Introducing Copilot+ PCs
Windows on ARM & Compatibility
- Multiple comments clarify this is “normal” Windows 11 on ARM, not a locked‑down RT‑style variant.
- x86 (32‑bit) and x64 emulation already exist; latest “Prism” layer is claimed ~10–20% faster.
- Most regular apps reportedly work, with main exceptions: hardware drivers, kernel‑level anti‑cheat, and some DRM.
- Some note poor past experiences with Snapdragon Windows laptops (slow, buggy, weak battery), so they remain skeptical until independent reviews.
Performance vs Apple / Intel / AMD
- Big framing: Qualcomm Snapdragon X Elite/Plus trying to match or approach Apple Silicon on performance and battery.
- Several see this as the first serious ARM laptop push on Windows, enabled by OEM support (Dell, HP, Lenovo, Samsung, etc.).
- Others think benchmarks are cherry‑picked (e.g., comparing throttled M3 Air vs actively cooled Snapdragon) and expect parity with older, not latest, Apple chips.
- Intel/AMD also have NPUs; Microsoft says Copilot+ branding will extend to upcoming x86 laptops.
AI Features, Recall & Privacy
- AI branding is widely seen as overused; many view “AI PC” as primarily marketing.
- Some are genuinely excited about Recall (screen‑logging + semantic search) and OS‑level productivity features like automatic stand‑up summaries, real‑time translation, and “photographic memory.”
- Major pushback centers on privacy, surveillance, and legal exposure:
- Concerns about continuous screenshot logging, law‑enforcement access, corporate misuse, and future cloud syncing/backup of Recall data.
- Debate over warrants vs corporate cooperation, and the erosion of practical Fourth Amendment protections.
- Skepticism that Microsoft can be trusted, given telemetry, ads in Windows, OneDrive auto‑sync behaviors, and security lapses.
- Some highlight that “local NPU” does not automatically equal privacy if data is still uploaded or retained indefinitely.
NPUs, Local Models & Usefulness
- NPUs (≈40+ TOPS) are framed as enabling on‑device OCR, background blur, translation, and small models; thread consensus is these machines won’t run very large LLMs locally.
- Several note that 7B models can run quantized in a few GB of RAM; 70B would require heavy quantization and lots of memory.
- A recurring theme: unclear real‑world benefit for average users vs hype; some liken this phase to the “3D TV” era.
Linux, Secure Boot & Pluton
- Interest in running Linux on these ARM laptops is high.
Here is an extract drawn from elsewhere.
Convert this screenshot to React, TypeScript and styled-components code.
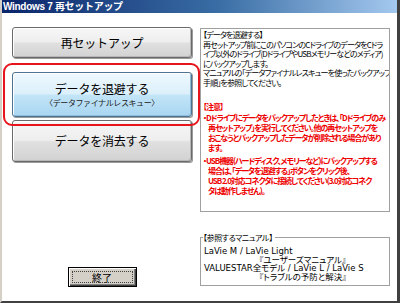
import styled, { createGlobalStyle } from "styled-components";

const GlobalStyle = createGlobalStyle`
  html, body {
    margin: 0;
    padding: 0;
    background: #ffffff;
  }
  body {
    font-family: "Noto Sans CJK JP", "Liberation Sans", sans-serif;
  }
`;

const Window = styled.div`
  width: 400px;
  height: 303px;
  box-sizing: border-box;
  display: flex;
  flex-direction: column;
  background: #ffffff;
  border-left: 2px solid #d4d0c8;
  border-right: 3px solid #404040;
  border-bottom: 2px solid #404040;
  overflow: hidden;
`;

const TitleBar = styled.div`
  height: 13px;
  flex-shrink: 0;
  margin-left: -2px;
  margin-right: -3px;
  padding-left: 3px;
  background: linear-gradient(to right, #0a246a 0%, #3a6ea5 55%, #a6caf0 100%);
  color: #ffffff;
  font-family: "Liberation Sans", "Noto Sans CJK JP", sans-serif;
  font-weight: bold;
  font-size: 10px;
  line-height: 13px;
  letter-spacing: -0.3px;
  white-space: nowrap;
`;

const Body = styled.div`
  flex: 1;
  display: flex;
  gap: 8px;
  padding: 14px 7px 0 10px;
`;

const LeftCol = styled.div`
  position: relative;
  width: 180px;
  display: flex;
  flex-direction: column;
  align-items: stretch;
`;

const MenuButton = styled.div<{ $tone: "gray" | "blue"; $h: number }>`
  height: ${(p) => p.$h}px;
  box-sizing: border-box;
  border: 1px solid ${(p) => (p.$tone === "blue" ? "#4e7390" : "#6a6a6a")};
  border-radius: 3px;
  box-shadow: inset 1px 1px 0 #ffffff, inset -1px -1px 0 ${(p) =>
      p.$tone === "blue" ? "#8fbcd8" : "#b8b8b8"},
    1px 1px 0 #9a9a9a;
  background: ${(p) =>
    p.$tone === "blue"
      ? "linear-gradient(#eef8fe 0%, #dcf0fb 48%, #c2e4f7 52%, #a9d6f2 100%)"
      : "linear-gradient(#f6f6f6 0%, #eeeeee 48%, #e0e0e0 52%, #d2d2d2 100%)"};
  display: flex;
  flex-direction: column;
  align-items: center;
  justify-content: center;
  color: #000000;
`;

const ButtonLabel = styled.div`
  font-size: 12px;
  line-height: 14px;
  letter-spacing: -0.2px;
  white-space: nowrap;
`;

const ButtonSub = styled.div`
  font-size: 8px;
  line-height: 10px;
  margin-top: 2px;
  letter-spacing: -0.4px;
  color: #202020;
  white-space: nowrap;
`;

const Highlight = styled.div`
  position: absolute;
  left: -9px;
  top: 36px;
  width: 197px;
  height: 63px;
  box-sizing: border-box;
  border: 2px solid #e8141b;
  border-radius: 9px;
  pointer-events: none;
`;

const Spacer = styled.div`
  flex: 1;
`;

const ExitButton = styled.div`
  align-self: center;
  width: 69px;
  height: 20px;
  box-sizing: border-box;
  margin-bottom: 14px;
  border: 1px solid #000000;
  box-shadow: inset 1px 1px 0 #ffffff, inset -1px -1px 0 #404040,
    inset -2px -2px 0 #808080;
  background: #d4d0c8;
  display: flex;
  align-items: center;
  justify-content: center;
  position: relative;
  font-size: 10px;
  color: #000000;
  &::after {
    content: "";
    position: absolute;
    left: 3px;
    top: 3px;
    right: 3px;
    bottom: 3px;
    border: 1px dotted #404040;
  }
`;

const RightCol = styled.div`
  width: 190px;
  display: flex;
  flex-direction: column;
  padding-top: 1px;
`;

const InfoBox = styled.div`
  height: 184px;
  box-sizing: border-box;
  border: 1px solid #a0a0a0;
  padding: 1px 2px;
  font-size: 8px;
  line-height: 9.5px;
  letter-spacing: -0.85px;
  font-feature-settings: "palt";
  white-space: nowrap;
  overflow: hidden;
`;

const Line = styled.div<{ $indent?: boolean; $gapTop?: number }>`
  padding-left: ${(p) => (p.$indent ? 5 : 0)}px;
  margin-top: ${(p) => p.$gapTop ?? 0}px;
`;

const Notice = styled.div`
  color: #ee0000;
  font-weight: bold;
  line-height: 10px;
  letter-spacing: -1.05px;
`;

const GroupBox = styled.div`
  position: relative;
  margin-top: 25px;
  height: 49px;
  box-sizing: border-box;
  border: 1px solid #a0a0a0;
  padding: 9px 3px 0;
  font-size: 8.5px;
  line-height: 8.5px;
  font-feature-settings: "palt";
  white-space: nowrap;
`;

const Legend = styled.span`
  position: absolute;
  left: 2px;
  top: -5px;
  padding-right: 2px;
  background: #ffffff;
  font-size: 8px;
  line-height: 10px;
  letter-spacing: -0.4px;
`;

const ManualLine = styled.div<{ $indent?: boolean }>`
  padding-left: ${(p) => (p.$indent ? 55 : 0)}px;
  font-family: "DejaVu Sans", "Noto Sans CJK JP", sans-serif;
  letter-spacing: 0;
`;

export default function App() {
  return (
    <>
      <GlobalStyle />
      <Window>
        <TitleBar>Windows 7 再セットアップ</TitleBar>
        <Body>
          <LeftCol>
            <MenuButton $tone="gray" $h={31}>
              <ButtonLabel>再セットアップ</ButtonLabel>
            </MenuButton>
            <MenuButton $tone="blue" $h={45} style={{ marginTop: 14 }}>
              <ButtonLabel>データを退避する</ButtonLabel>
              <ButtonSub>〈データファイナルレスキュー〉</ButtonSub>
            </MenuButton>
            <MenuButton $tone="gray" $h={42} style={{ marginTop: 3 }}>
              <ButtonLabel>データを消去する</ButtonLabel>
            </MenuButton>
            <Highlight />
            <Spacer />
            <ExitButton>終了</ExitButton>
          </LeftCol>
          <RightCol>
            <InfoBox>
              <Line>【データを退避する】</Line>
              <Line>再セットアップ前にこのパソコンのCドライブのデータをCドラ</Line>
              <Line>イブ以外のドライブ(DドライブやUSBメモリーなどのメディア)</Line>
              <Line>にバックアップします。</Line>
              <Line>マニュアルの「データファイナルレスキューを使ったバックアップ</Line>
              <Line>手順」を参照してください。</Line>
              <Notice>
                <Line $gapTop={15}>【注意】</Line>
                <Line $gapTop={1}>・Dドライブにデータをバックアップしたときは、「Dドライブのみ</Line>
                <Line $indent>再セットアップ」を実行してください。他の再セットアップを</Line>
                <Line $indent>おこなうとバックアップしたデータが削除される場合があり</Line>
                <Line $indent>ます。</Line>
                <Line $gapTop={3}>・USB機器(ハードディスク、メモリーなど)にバックアップする</Line>
                <Line $indent>場合は、「データを退避する」ボタンをクリック後、</Line>
                <Line $indent>USB 2.0対応コネクタに接続してください(3.0対応コネク</Line>
                <Line $indent>タは動作しません)。</Line>
              </Notice>
            </InfoBox>
            <GroupBox>
              <Legend>【参照するマニュアル】</Legend>
              <ManualLine>LaVie M / LaVie Light</ManualLine>
              <ManualLine $indent>『ユーザーズマニュアル』</ManualLine>
              <ManualLine>VALUESTAR全モデル / LaVie L / LaVie S</ManualLine>
              <ManualLine $indent>『トラブルの予防と解決』</ManualLine>
            </GroupBox>
          </RightCol>
        </Body>
      </Window>
    </>
  );
}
Qualcomm is upstreaming support; Dell/Lenovo have some Linux‑friendly reputations.
- Past ARM laptops had rough Linux support (missing GPU accel, camera blobs, suspend issues), so expectations are cautious.
- Questions about UEFI, Secure Boot, and Microsoft Pluton: some fear tighter lockdown and loss of “general‑purpose computer” properties; others note ARM secure boot can now be disabled on some devices.
Branding, Windows Experience & Attitudes
- Heavy criticism of “Copilot” branding sprawl (GitHub Copilot, Microsoft 365 Copilot, OS Copilot, Copilot+ PCs) as confusing, echoing older .NET/Office/Skype naming messes.
- Many dislike modern Windows: ads, bloat, telemetry, unstable search; some say this pushes them toward macOS or Linux.
- There is visible enthusiasm from Windows fans happy to get ARM battery life and competition with Apple, but a roughly equal contingent sees “AI everywhere” and Recall as user‑hostile and potentially creating future e‑waste.